Despite the CA/Browser Forum's Baseline Requirements, published in 2011, recommending that SHA-1 only be used until the majority of browsers support SHA-256 (with Windows XP earlier than SP2 not supporting SHA-256 being the primary concern), CAs have still not transitioned.


Microsoft has been the first to announce hard dates - with CAs in their root program no longer being able to issue SHA-1 following 2016/1/1, and with Microsoft planning to disable SHA-1 in 2017/1/1. However, Microsoft has left enough room for alteration that CAs are not taking this plan seriously, and thus not beginning to transition away.


Without action, there is great risk that CAs will continue to issue SHA-1 certificates up until 2015/12/31, the maximum lifetime of which can be 39 months, meaning these certificates will be valid until 2019. However, before 2015/4/1, CA's may issue up to 60 months - meaning valid until 2021.


Using SHA-1 in 2020 is unacceptable. Using SHA-1 in 2015 is not desirable.


By degrading the UI, we wish to provide negative reinforcement that SHA-1 is no longer secure enough, and positive encouragement for CA's that adopt modern algorithms.


Compatibility Risk


Chromium will be the first browser to make this transition, and thus will bear the brunt of compatibility issues. However, this is precisely to avoid having significant portions of the Internet break in 2017 if CAs continue (and, based on evidence, are accelerating) the currently insecure practice.


CAs have been aware of this desire by the Chromium networking and security teams to deprecate since February 2014, and have had half a year to prepare their infrastructure and issuance pipelines. This followed Microsoft's announcement in November of 2013.


Alternative implementation suggestion for web developers

Site operators that are affected by this have several options:

  • Immediately transition to SHA-256. Users running Windows XP versions older than SP2 already are vulnerable to significant security risks, and should at least update to a modern version of XP (Microsoft Genuine checks are no longer required for XP security updates, so all users have this available).
  • Transition to a SHA-1 certificate that is not valid longer than 2015/12/31, recognizing that eventually it will be necessary to transition to SHA-256.
  • (less than ideal) Transition to a SHA-1 certificate that is not valid longer than 2016/12/31, recognizing that Chrome users will see a degraded UI.

Each of these "transition" options SHOULD, if using a respected CA, generally be a free option available to their users. Many CAs will offer users both SHA-1 and SHA-256 certificates (simultaneously), to allow the customer to transition and experiment with transitioning as necessary.

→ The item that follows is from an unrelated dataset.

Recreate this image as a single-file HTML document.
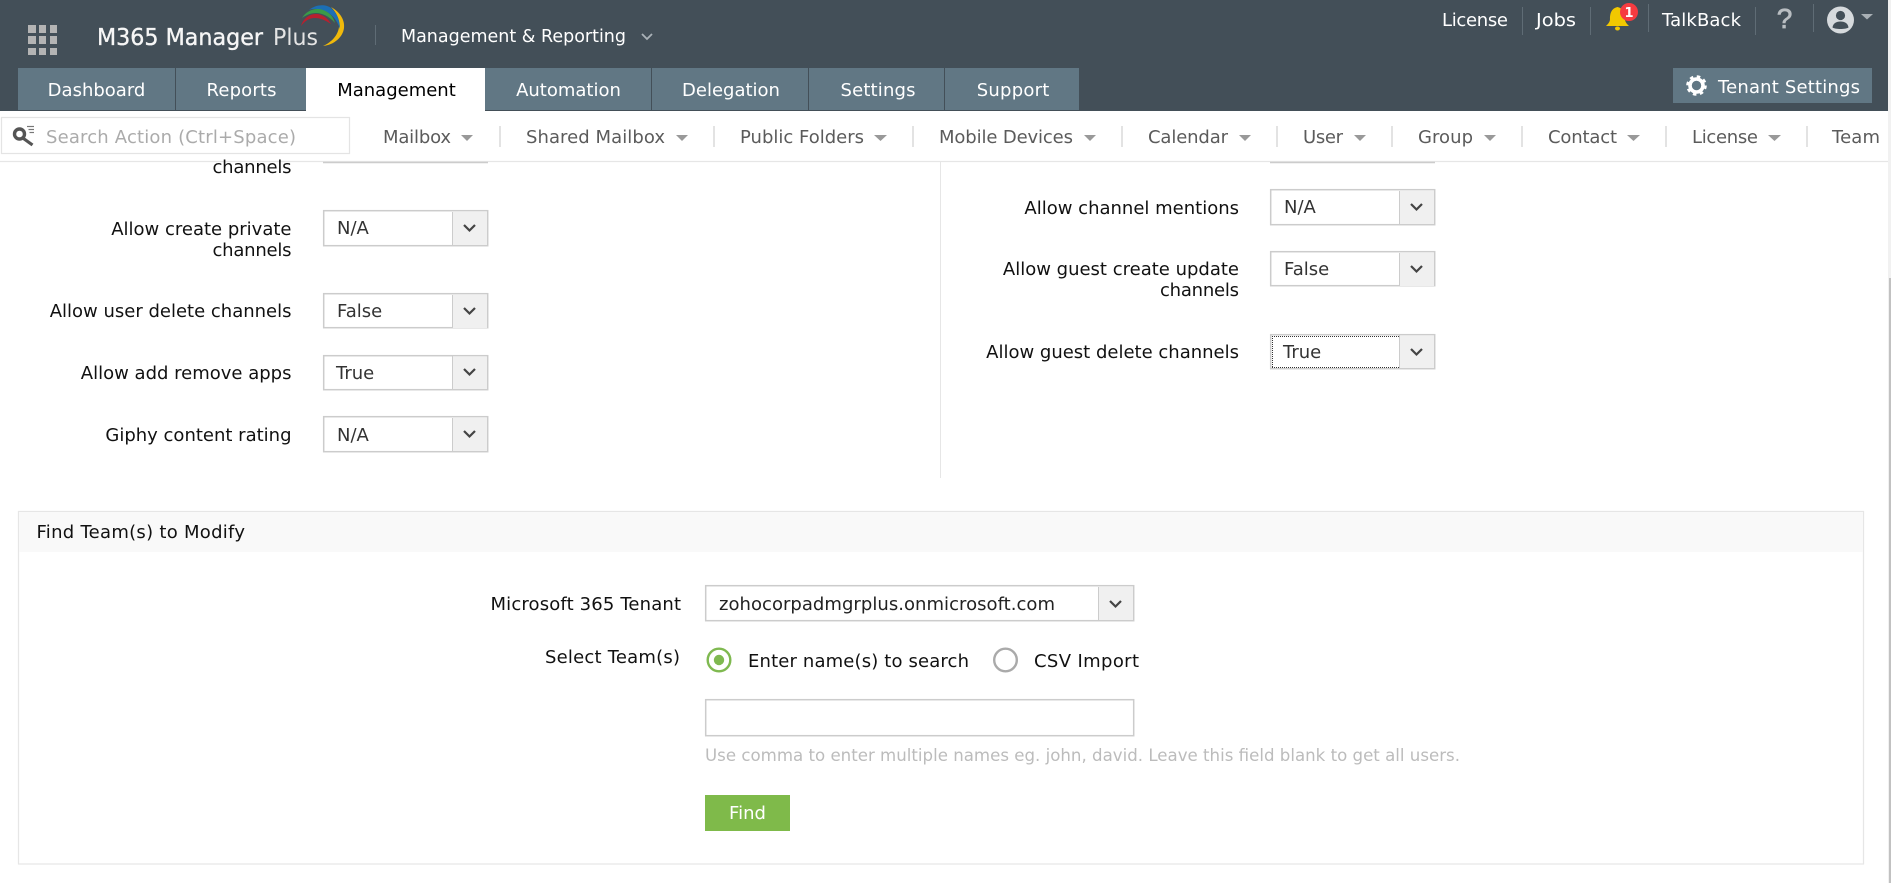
<!DOCTYPE html>
<html lang="en">
<head>
<meta charset="utf-8">
<title>M365 Manager Plus</title>
<style>
html,body{margin:0;padding:0;background:#fff;width:1891px;height:883px;overflow:hidden}
svg{display:block}
text{font-family:"DejaVu Sans","Liberation Sans",sans-serif;font-size:18px;white-space:pre}
.h{fill:#fff}
.t{fill:#fff;text-anchor:middle}
.n{fill:#5b5b5b}
.l{fill:#111;text-anchor:end}
.v{fill:#333}
.box{fill:#fff;stroke:#ccc;stroke-width:1.5}
.arr{fill:#f0f0f0}
.cv{fill:none;stroke:#444;stroke-width:2.2}
.sep{stroke:#e3e3e3;stroke-width:2}
.hs{stroke:#5f6c75;stroke-width:1}
.car{fill:#999}
</style>
</head>
<body>
<svg width="1891" height="883" viewBox="0 0 1891 883" xmlns="http://www.w3.org/2000/svg">
<!-- scrollbar -->
<rect x="1888" y="0" width="3" height="883" fill="#f1f1f1"/>
<rect x="1889" y="278" width="2" height="605" fill="#c1c1c1"/>

<!-- header -->
<rect x="0" y="0" width="1888" height="111" fill="#434f58"/>
<g fill="#b4b4b4">
<rect x="28" y="25" width="8" height="8"/><rect x="39" y="25" width="7" height="8"/><rect x="50" y="25" width="7" height="8"/>
<rect x="28" y="36" width="8" height="8"/><rect x="39" y="36" width="7" height="8"/><rect x="50" y="36" width="7" height="8"/>
<rect x="28" y="48" width="8" height="7"/><rect x="39" y="48" width="7" height="7"/><rect x="50" y="48" width="7" height="7"/>
</g>
<text x="97" y="45" style="font-size:23px" fill="#f6f6f6" stroke="#f6f6f6" stroke-width="0.35" textLength="166" lengthAdjust="spacingAndGlyphs">M365 Manager</text>
<text x="273" y="45" style="font-size:23px" fill="#e4e4e4" textLength="45" lengthAdjust="spacingAndGlyphs">Plus</text>
<path d="M331 7C340 12 345 20 344 28C343 37 334 45 323 46C332 42 338 35 339 27C340 19 336 12 331 7Z" fill="#f0b90b"/>
<path d="M309 10C316 4 326 4 331 8C337 13 340 20 340 29C337 20 332 14 325 11C320 9 314 8 309 10Z" fill="#1c6fb5"/>
<path d="M302 18C306 11 315 7 323 10C328 12 333 15 335 23C329 16 322 13 316 13C311 13 306 15 302 18Z" fill="#3a9a48"/>
<path d="M301 26C303 19 309 14 316 14C322 14 328 18 331 24C325 20 320 18 315 18C309 18 305 21 301 26Z" fill="#b8202f"/>
<line x1="375.5" y1="25" x2="375.5" y2="45" stroke="#5f6c75"/>
<text class="h" x="401" y="42" textLength="225" lengthAdjust="spacingAndGlyphs">Management &amp; Reporting</text>
<polyline points="642,34 647,39 652,34" fill="none" stroke="#aab2b8" stroke-width="1.8"/>

<!-- top links -->
<text class="h" x="1442" y="26" textLength="66">License</text>
<line class="hs" x1="1522.5" y1="7" x2="1522.5" y2="35"/>
<text class="h" x="1536" y="26" textLength="40" lengthAdjust="spacingAndGlyphs">Jobs</text>
<line class="hs" x1="1590.5" y1="7" x2="1590.5" y2="35"/>
<path d="M1617.5 7C1611 8.5 1610 14 1610 19C1610 22 1608 24 1606 26L1629 26C1627 24 1625 22 1625 19C1625 14 1624 8.5 1617.5 7Z" fill="#f2c800"/>
<ellipse cx="1617.5" cy="28.5" rx="2.5" ry="2" fill="#f2c800"/>
<circle cx="1629" cy="12" r="9" fill="#f63b40"/>
<text x="1629" y="17" text-anchor="middle" style="font-size:13px;font-weight:bold" fill="#fff">1</text>
<line class="hs" x1="1648.5" y1="4" x2="1648.5" y2="32"/>
<text class="h" x="1662" y="26" textLength="79">TalkBack</text>
<line class="hs" x1="1755.5" y1="7" x2="1755.5" y2="35"/>
<text x="1784.5" y="28" text-anchor="middle" style="font-family:'Liberation Sans',sans-serif;font-size:28px" fill="#b9bec2" stroke="#b9bec2" stroke-width="0.7">?</text>
<line class="hs" x1="1813.5" y1="4" x2="1813.5" y2="32"/>
<circle cx="1840.5" cy="20" r="13.5" fill="#d6dadd"/>
<circle cx="1840.5" cy="15.5" r="4.6" fill="#434f58"/>
<path d="M1832.5 27.5C1833 23.5 1836 21.5 1840.5 21.5C1845 21.5 1848 23.5 1848.5 27.5C1846 29.5 1835 29.5 1832.5 27.5Z" fill="#434f58"/>
<polygon class="car" points="1861,14 1873,14 1867,19.5" style="fill:#a9b0b5"/>

<!-- tabs -->
<rect x="18" y="68" width="1061" height="42" fill="#617784"/>
<g stroke="#434f58" stroke-width="1">
<line x1="175.5" y1="68" x2="175.5" y2="110"/>
<line x1="651.5" y1="68" x2="651.5" y2="110"/>
<line x1="808.5" y1="68" x2="808.5" y2="110"/>
<line x1="944.5" y1="68" x2="944.5" y2="110"/>
</g>
<rect x="306" y="68" width="179" height="43" fill="#fff"/>
<text class="t" x="96.5" y="96">Dashboard</text>
<text class="t" x="241.5" y="96" textLength="70">Reports</text>
<text class="t" x="396.5" y="96" style="fill:#000">Management</text>
<text class="t" x="568.5" y="96">Automation</text>
<text class="t" x="731" y="96">Delegation</text>
<text class="t" x="878" y="96" textLength="75">Settings</text>
<text class="t" x="1013" y="96" textLength="72.5">Support</text>

<!-- tenant settings -->
<rect x="1673" y="68" width="199" height="35" fill="#617784"/>
<circle cx="1696.5" cy="85.5" r="6.5" fill="none" stroke="#fff" stroke-width="3.6"/>
<circle cx="1696.5" cy="85.5" r="9" fill="none" stroke="#fff" stroke-width="2.6" stroke-dasharray="3.5 3.57"/>
<text class="h" x="1718" y="93" textLength="142">Tenant Settings</text>

<!-- sub nav -->
<rect x="1.5" y="117.5" width="348" height="36" fill="#fff" stroke="#e4e4e4" stroke-width="1.2"/>
<circle cx="19.5" cy="134" r="5" fill="none" stroke="#555" stroke-width="3.4"/>
<line x1="23.5" y1="138.5" x2="32.5" y2="145" stroke="#555" stroke-width="3.2"/>
<g stroke="#777" stroke-width="1.2">
<line x1="27" y1="126.5" x2="34" y2="126.5"/><line x1="28.5" y1="129.5" x2="34" y2="129.5"/><line x1="29.5" y1="132.5" x2="34" y2="132.5"/>
</g>
<text x="46" y="143" fill="#ababab" textLength="250">Search Action (Ctrl+Space)</text>

<text class="n" x="383" y="143" textLength="68">Mailbox</text>
<polygon class="car" points="461,135 473,135 467,141"/>
<line class="sep" x1="500" y1="126" x2="500" y2="147"/>
<text class="n" x="526" y="143" textLength="139">Shared Mailbox</text>
<polygon class="car" points="676,135 688,135 682,141"/>
<line class="sep" x1="714" y1="126" x2="714" y2="147"/>
<text class="n" x="740" y="143" textLength="124">Public Folders</text>
<polygon class="car" points="874,135 887,135 880.5,141"/>
<line class="sep" x1="913" y1="126" x2="913" y2="147"/>
<text class="n" x="939" y="143" textLength="134">Mobile Devices</text>
<polygon class="car" points="1084,135 1096,135 1090,141"/>
<line class="sep" x1="1122" y1="126" x2="1122" y2="147"/>
<text class="n" x="1148" y="143" textLength="80">Calendar</text>
<polygon class="car" points="1239,135 1251,135 1245,141"/>
<line class="sep" x1="1277" y1="126" x2="1277" y2="147"/>
<text class="n" x="1303" y="143" textLength="40">User</text>
<polygon class="car" points="1354,135 1366,135 1360,141"/>
<line class="sep" x1="1392" y1="126" x2="1392" y2="147"/>
<text class="n" x="1418" y="143" textLength="55">Group</text>
<polygon class="car" points="1484,135 1496,135 1490,141"/>
<line class="sep" x1="1522" y1="126" x2="1522" y2="147"/>
<text class="n" x="1548" y="143" textLength="69">Contact</text>
<polygon class="car" points="1627,135 1640,135 1633.5,141"/>
<line class="sep" x1="1666" y1="126" x2="1666" y2="147"/>
<text class="n" x="1692" y="143" textLength="66">License</text>
<polygon class="car" points="1768,135 1781,135 1774.5,141"/>
<line class="sep" x1="1807" y1="126" x2="1807" y2="147"/>
<text class="n" x="1832" y="143" textLength="48">Team</text>
<line x1="0" y1="161.5" x2="1888" y2="161.5" stroke="#e6e6e6" stroke-width="1.2"/>

<!-- partial selects -->
<line x1="323" y1="162.5" x2="488" y2="162.5" stroke="#ccc" stroke-width="1.4"/>
<line x1="1270" y1="162.5" x2="1435" y2="162.5" stroke="#ccc" stroke-width="1.4"/>

<!-- left column -->
<text class="l" x="291.5" y="173" textLength="79">channels</text>
<text class="l" x="291.5" y="235">Allow create private</text>
<text class="l" x="291.5" y="256" textLength="79">channels</text>
<rect class="box" x="323.7" y="210.7" width="164" height="35"/><rect class="arr" x="452" y="212" width="35" height="33"/><line x1="452.5" y1="212" x2="452.5" y2="245" stroke="#ccc"/><polyline class="cv" points="464,225 469.5,230.5 475,225"/>
<text class="v" x="337" y="234">N/A</text>

<text class="l" x="291.5" y="317">Allow user delete channels</text>
<rect class="box" x="323.7" y="293.7" width="164" height="34"/><rect class="arr" x="452" y="295" width="35" height="33"/><line x1="452.5" y1="295" x2="452.5" y2="328" stroke="#ccc"/><polyline class="cv" points="464,308 469.5,313.5 475,308"/>
<text class="v" x="337" y="317">False</text>

<text class="l" x="291.5" y="379">Allow add remove apps</text>
<rect class="box" x="323.7" y="355.7" width="164" height="34"/><rect class="arr" x="452" y="357" width="35" height="32"/><line x1="452.5" y1="356" x2="452.5" y2="390" stroke="#ccc"/><polyline class="cv" points="464,369 469.5,374.5 475,369"/>
<text class="v" x="336" y="379">True</text>

<text class="l" x="291.5" y="441">Giphy content rating</text>
<rect class="box" x="323.7" y="416.7" width="164" height="35"/><rect class="arr" x="452" y="418" width="35" height="33"/><line x1="452.5" y1="418" x2="452.5" y2="451" stroke="#ccc"/><polyline class="cv" points="464,431 469.5,436.5 475,431"/>
<text class="v" x="337" y="441">N/A</text>

<!-- divider -->
<line x1="940.5" y1="162" x2="940.5" y2="478" stroke="#e6e6e6"/>

<!-- right column -->
<text class="l" x="1239" y="214">Allow channel mentions</text>
<rect class="box" x="1270.7" y="189.7" width="164" height="35"/><rect class="arr" x="1399" y="191" width="35" height="33"/><line x1="1399.5" y1="191" x2="1399.5" y2="224" stroke="#ccc"/><polyline class="cv" points="1411,204 1416.5,209.5 1422,204"/>
<text class="v" x="1284" y="213">N/A</text>

<text class="l" x="1239" y="275">Allow guest create update</text>
<text class="l" x="1239" y="296" textLength="79">channels</text>
<rect class="box" x="1270.7" y="251.7" width="164" height="34"/><rect class="arr" x="1399" y="253" width="35" height="33"/><line x1="1399.5" y1="253" x2="1399.5" y2="286" stroke="#ccc"/><polyline class="cv" points="1411,266 1416.5,271.5 1422,266"/>
<text class="v" x="1284" y="275">False</text>

<text class="l" x="1239" y="358">Allow guest delete channels</text>
<rect class="box" x="1270.7" y="334.7" width="164" height="34"/><rect class="arr" x="1399" y="336" width="35" height="32"/><line x1="1399.5" y1="335" x2="1399.5" y2="369" stroke="#ccc"/><polyline class="cv" points="1411,349 1416.5,354.5 1422,349"/>
<g fill="none" stroke="#333" stroke-width="1" stroke-dasharray="1 1">
<line x1="1272" y1="336.5" x2="1399" y2="336.5"/>
<line x1="1272" y1="367.5" x2="1399" y2="367.5"/>
<line x1="1272.5" y1="336" x2="1272.5" y2="368"/>
</g>
<text class="v" x="1283" y="358">True</text>

<!-- panel -->
<rect x="18.5" y="511.5" width="1845" height="352.5" fill="#fff" stroke="#e6e6e6" stroke-width="1.2"/>
<rect x="19" y="512" width="1844" height="40" fill="#f9f9f9"/>
<text x="36.5" y="538" fill="#111" textLength="208.5">Find Team(s) to Modify</text>

<text class="l" x="681" y="610" textLength="190.5">Microsoft 365 Tenant</text>
<rect class="box" x="705.7" y="585.7" width="428" height="35"/><rect class="arr" x="1098" y="587" width="35" height="33"/><line x1="1098.5" y1="587" x2="1098.5" y2="620" stroke="#ccc"/><polyline class="cv" points="1110,601 1115.5,606.5 1121,601"/>
<text x="719" y="610" fill="#222" textLength="336">zohocorpadmgrplus.onmicrosoft.com</text>

<text class="l" x="680" y="663" textLength="135">Select Team(s)</text>
<circle cx="719" cy="660" r="11.3" fill="#fff" stroke="#7fb950" stroke-width="2.4"/>
<circle cx="719" cy="660" r="5.2" fill="#7fb950"/>
<text x="748" y="667" fill="#111" textLength="221">Enter name(s) to search</text>
<circle cx="1005.5" cy="660" r="11.3" fill="#fff" stroke="#aaa" stroke-width="2.4"/>
<text x="1034" y="667" fill="#111" textLength="105">CSV Import</text>

<rect class="box" x="705.7" y="699.7" width="428" height="36"/>
<text x="705" y="761" fill="#bcbcbc" style="font-size:16.6px" textLength="755" lengthAdjust="spacingAndGlyphs">Use comma to enter multiple names eg. john, david. Leave this field blank to get all users.</text>

<rect x="705" y="795" width="85" height="36" fill="#7fba4a"/>
<text x="747.5" y="819" text-anchor="middle" fill="#fff">Find</text>
</svg>
</body>
</html>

The largest risk is for users who are using certificates that have other undesirable security properties, such as unvalidated information or weaker keys (RSA keys less than 2048 bits). Because CAs MUST ensure that all new certificates conform to the Baseline Requirements, customers who purchased certificates before 2012 that were valid for extended period of times (e.g. up until 2022, as some CAs sold 10 year certs) will find they will need to be issued a new certificate, which may require additional and necessary security checks, and it will not be able to exceed the 60 month maximum validity.


Usage information from UseCounter

Based on the Certificate Transparency logs operated by Google, which records all certificates Google has seen or has had submitted to it (e.g. it includes certificates that have been revoked or discontinued, in addition to active certificates), this means the following:

SHA-1 and valid longer than 2016/1/1 - Approximately 14% of all certificates seen between 2012 and 2014 (previously, from 2012 - 2013, this was only 9.6% )

SHA-1 and valid longer than 2017/1/1 - Approximately 6.2% of all certificates seen between 2012 and 2014 (previously, from 2012 - 2013, this was only 4.13% )


Approximately 17 CAs (actual organizations, counting for acquisitions, is about 12) are responsible for 92% of the 2016 certs.

Approximately 11 CAs (closer to 7 actual organizations) are responsible for 92% of the 2017 certs.


Further details on who these CAs are is available at https://crbug.com/401365

Entry on chromestatus.com, crbug.com, or MDN

https://code.google.com/p/chromium/issues/detail?id=401365


Requesting approval to remove too?

No


Barring cryptographic advances, the plan will be to synchronize with Microsoft, and hopefully other user agents, in fully removing this in 2017. This deprecation is in alignment with those goals, with the hope that SHA-1 will be virtually unused in certificates by 2016, ensuring a smooth removal.